### DATA SECTION

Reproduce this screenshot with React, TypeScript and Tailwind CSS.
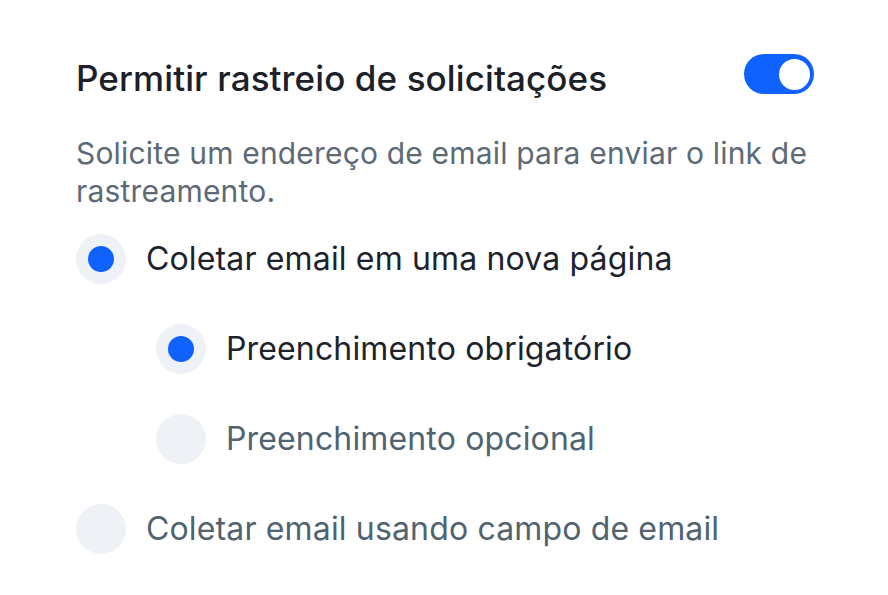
import { useState } from "react";

type Opt = { id: string; label: string; indent?: boolean };

const options: Opt[] = [
  { id: "new-page", label: "Coletar email em uma nova página" },
  { id: "required", label: "Preenchimento obrigatório", indent: true },
  { id: "optional", label: "Preenchimento opcional", indent: true },
  { id: "field", label: "Coletar email usando campo de email" },
];

export default function App() {
  const [enabled, setEnabled] = useState(true);
  const selected = ["new-page", "required"];

  return (
    <div
      className="w-[888px] h-[595px] bg-white pl-[76px] pr-[74px] pt-[54px]"
      style={{ fontFamily: "Inter, 'Noto Sans', sans-serif" }}
    >
      <div className="flex items-start justify-between">
        <h2 className="mt-[4px] text-[35px] font-medium text-[#1b2029] leading-[40px] tracking-[0.1px]">
          Permitir rastreio de solicitações
        </h2>
        <button
          onClick={() => setEnabled(!enabled)}
          className={`w-[70px] h-[40px] rounded-full px-[4px] flex items-center ${enabled ? "bg-[#0f62fe] justify-end" : "bg-[#d7dde4] justify-start"}`}
        >
          <span className="w-[31px] h-[31px] rounded-full bg-white block" />
        </button>
      </div>

      <p className="mt-[36px] text-[30px] leading-[38px] text-[#5b6a76] tracking-[0.18px]">
        Solicite um endereço de email para enviar o link de rastreamento.
      </p>

      <div className="mt-[24px] flex flex-col gap-[40px]">
        {options.map((o) => {
          const on = selected.includes(o.id);
          return (
            <label
              key={o.id}
              className={`flex items-center gap-[20px] ${o.indent ? "pl-[80px]" : ""}`}
            >
              <span className="w-[50px] h-[50px] rounded-full bg-[#eef1f5] flex items-center justify-center shrink-0">
                {on && <span className="w-[26px] h-[26px] rounded-full bg-[#0f62fe]" />}
              </span>
              <span
                className={`text-[32px] leading-[40px] tracking-[0.15px] ${on ? "text-[#1d232c]" : "text-[#506370]"}`}
              >
                {o.label}
              </span>
            </label>
          );
        })}
      </div>
    </div>
  );
}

######

Print the full listing exactly, dropping the pictures.

Reproduce this screenshot with React, TypeScript and Tailwind CSS.
import { useState } from "react";

type Opt = { id: string; label: string; indent?: boolean };

const options: Opt[] = [
  { id: "new-page", label: "Coletar email em uma nova página" },
  { id: "required", label: "Preenchimento obrigatório", indent: true },
  { id: "optional", label: "Preenchimento opcional", indent: true },
  { id: "field", label: "Coletar email usando campo de email" },
];

export default function App() {
  const [enabled, setEnabled] = useState(true);
  const selected = ["new-page", "required"];

  return (
    <div
      className="w-[888px] h-[595px] bg-white pl-[76px] pr-[74px] pt-[54px]"
      style={{ fontFamily: "Inter, 'Noto Sans', sans-serif" }}
    >
      <div className="flex items-start justify-between">
        <h2 className="mt-[4px] text-[35px] font-medium text-[#1b2029] leading-[40px] tracking-[0.1px]">
          Permitir rastreio de solicitações
        </h2>
        <button
          onClick={() => setEnabled(!enabled)}
          className={`w-[70px] h-[40px] rounded-full px-[4px] flex items-center ${enabled ? "bg-[#0f62fe] justify-end" : "bg-[#d7dde4] justify-start"}`}
        >
          <span className="w-[31px] h-[31px] rounded-full bg-white block" />
        </button>
      </div>

      <p className="mt-[36px] text-[30px] leading-[38px] text-[#5b6a76] tracking-[0.18px]">
        Solicite um endereço de email para enviar o link de rastreamento.
      </p>

      <div className="mt-[24px] flex flex-col gap-[40px]">
        {options.map((o) => {
          const on = selected.includes(o.id);
          return (
            <label
              key={o.id}
              className={`flex items-center gap-[20px] ${o.indent ? "pl-[80px]" : ""}`}
            >
              <span className="w-[50px] h-[50px] rounded-full bg-[#eef1f5] flex items-center justify-center shrink-0">
                {on && <span className="w-[26px] h-[26px] rounded-full bg-[#0f62fe]" />}
              </span>
              <span
                className={`text-[32px] leading-[40px] tracking-[0.15px] ${on ? "text-[#1d232c]" : "text-[#506370]"}`}
              >
                {o.label}
              </span>
            </label>
          );
        })}
      </div>
    </div>
  );
}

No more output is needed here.